Pay the person you’re talking to a compliment

This may feel unnatural at first, but it’s a great way to build the foundation for a conversation that branches outside of the usual “great to meet you!” followed by a period of awkward silence. That’s not to say that a compliment will immediately make you best friends, but consider how good you feel when someone says something nice about you. Do you feel more open to interaction? Feel a little bit more acknowledged? Probably! And it’s a good way to start finding common ground with the person you’re speaking to.

What do you compliment without sounding like you’re insincere? Anything will do! Like the other person’s shoes, their pants, or how cool their haircut is. It doesn’t really matter. As long as you’re letting them know that you see them and are interested, they’re likely to respond in a positive way that leads to at least a minute or two of pleasant conversation.

Listen more than you speak

Are you a chatty person? If so, it’s possible that you’re going to be a tad more talkative than someone you’re meeting for the first time. That’s not an immediate red flag, but people do notice whether a conversation is actually a lecture. It may sound counter-intuitive, but people are more likely to remember you if you listened more than you talked. Why? Because it shows a genuine interest in the thoughts and feelings of the other person.

If this sounds difficult, you’re not wrong. That’s why it takes practice. According to Celeste Headlee, whose 2015 TED talk on the subject of being an effective communicator has more than three million views, we talk much slower than we actually listen. That means that paying effective attention takes a lot of work. If you can’t pay attention, Headlee says, you’re not actually a part of the conversation.

Stay away from sensitive topics (at least for a little while)

Many people reject the notion that small talk is an essential building block of relationships. They want to jump right into the big issues, start debating politics, and discuss the meaning of life right from the jump. In fact, that whole “I can’t staaaaand small talk” thing even became a meme for a short while and everyone violently agreed that it’s better to talk about sex, death, and atoms instead of how great it is now that you don’t have to wear a sweater anymore.

It’s a nice thought, one that some people might even consider deep, but it’s also misguided. Outside of movies, where characters have a very short time to get acquainted with each other before the plot has to be pushed along, getting right to “the important issues” might actually repel people away from you instead of inviting them to become closer.

“But those aren’t the kinds of people I want to associate with anyway,” you might be thinking. Sure, but how do you know what kind of person they are in the first place? The reality is that people need to know that you’re safe before they can talk about their true feelings and beliefs. Finding something both you and your conversational partner can agree on (at least on the surface) builds the scaffolding necessary to get into something deeper.

In a piece for Psychology Today, Christine Keller points out that self-disclosure is like a funnel. You start a conversation with something broad and slightly superficial and when both people express their comfort in some way, you go a little deeper. This is an example of social penetration theory, which posits that interpersonal relationships have to be established before you delve into all that ooey gooey stuff you really want to talk about. Otherwise, a conversation can feel like a hostage situation.

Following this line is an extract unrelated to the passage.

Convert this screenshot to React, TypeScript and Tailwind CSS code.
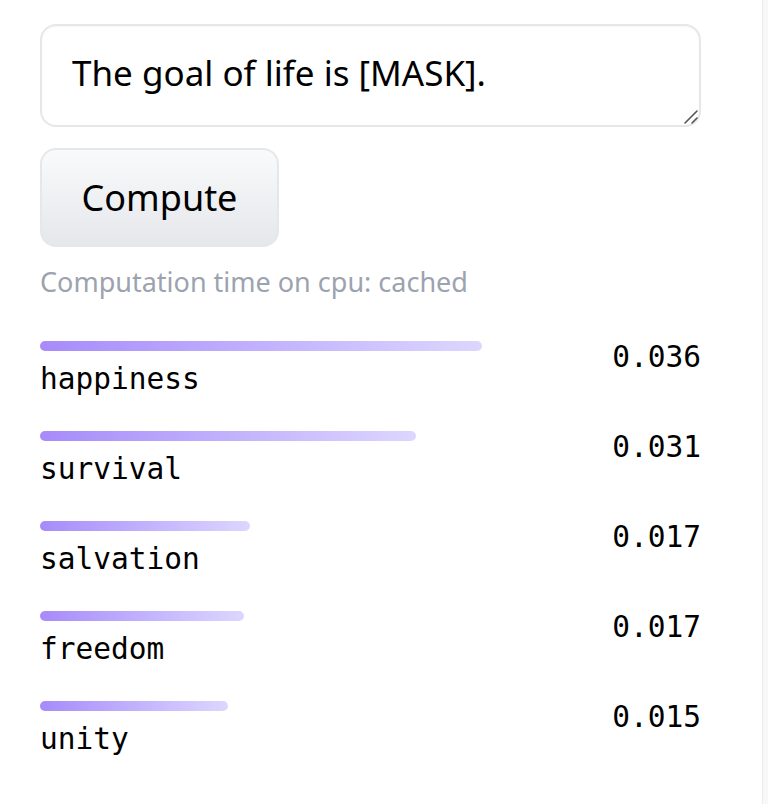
const results = [
  { label: "happiness", score: "0.036", width: 442 },
  { label: "survival", score: "0.031", width: 376 },
  { label: "salvation", score: "0.017", width: 210 },
  { label: "freedom", score: "0.017", width: 204 },
  { label: "unity", score: "0.015", width: 188 },
]

export default function App() {
  return (
    <div className="flex min-h-[804px] w-[768px] bg-white font-['Noto_Sans',sans-serif]">
      <main className="w-[762px] pl-10 pt-6">
        <div className="flex w-[661px] flex-col">
          {/* Input */}
          <div className="relative">
            <textarea
              defaultValue="The goal of life is [MASK]."
              className="block h-[103px] w-full resize-none rounded-2xl border-2 border-[#e5e7eb] bg-white px-[30px] pt-[24px] text-[35px] leading-[46px] text-black shadow-[inset_0_1px_2px_rgba(0,0,0,0.04)] outline-none"
            />
            {/* resize grip */}
            <svg
              className="pointer-events-none absolute bottom-[2px] right-[2px]"
              width="16"
              height="16"
              viewBox="0 0 16 16"
            >
              <path d="M14 2 L2 14 M14 9 L9 14" stroke="#555" strokeWidth="1.6" strokeLinecap="round" />
            </svg>
          </div>

          {/* Run button */}
          <button className="mt-[21px] h-[99px] w-[239px] rounded-2xl border-2 border-[#e5e7eb] bg-gradient-to-b from-[#f9fafb] to-[#e5e7eb] text-[36px] text-black">
            Compute
          </button>

          <p className="mt-[17px] text-[27px] leading-[36px] text-[#9ca3af]">
            Computation time on cpu: cached
          </p>

          {/* Label output */}
          <div className="mt-[41px] flex flex-col font-['DejaVu_Sans_Mono',monospace]">
            {results.map((r) => (
              <div key={r.label} className="flex h-[90px] items-start justify-between">
                <div className="flex flex-col">
                  <div
                    className="h-[10px] rounded-full bg-gradient-to-r from-[#a78bfa] to-[#ddd6fe]"
                    style={{ width: r.width }}
                  />
                  <span className="mt-[10px] text-[29.5px] leading-[36px] text-black">{r.label}</span>
                </div>
                <span className="mt-[-2px] text-[29.5px] leading-[36px] text-black">{r.score}</span>
              </div>
            ))}
          </div>
        </div>
      </main>
      <aside className="flex-1 border-l border-[#eeebee] bg-[#f9f8f9]" />
    </div>
  )
}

A good way to deepen a conversation is to follow the ARE method outlined by communications expert Dr. Carol Fleming: Anchor the conversation in the setting you and your partner are both in, reveal something about yourself as it relates to that situation, and then encourage the other person to contribute.

Learn to read social cues

How many times have you thought back on a conversation and realized that the person you were talking to really wasn’t all that interested in the impassioned monologue you delivered on the decline of the Norwegian leather industry. It’s okay, we’ve all done it! That’s why learning to read non-verbal responses (and reciprocating appropriately) may be even more important than being up to date on current events or having a fun fact or a joke at the ready.

Are you and the person you’re talking with making eye contact? Are they leaning in? Are you mirroring each other’s stances? Do the tone and pitch of your voices line up? These are all things to subtly keep track of while conversing. If one of you is making it clear that this conversation is the last thing you’d rather be doing and the other person isn’t picking up on that, it’s going to lead to a negative impression. That’s why practice is so important. You don’t have to turn every interaction into five minutes of uninterrupted eye contact, but taking some time to pay attention to how you communicate with others, how they perceive you, and how they respond to what you’re putting down will make a huge difference in how you interact in a situation where you’re trying to win friends and influence people.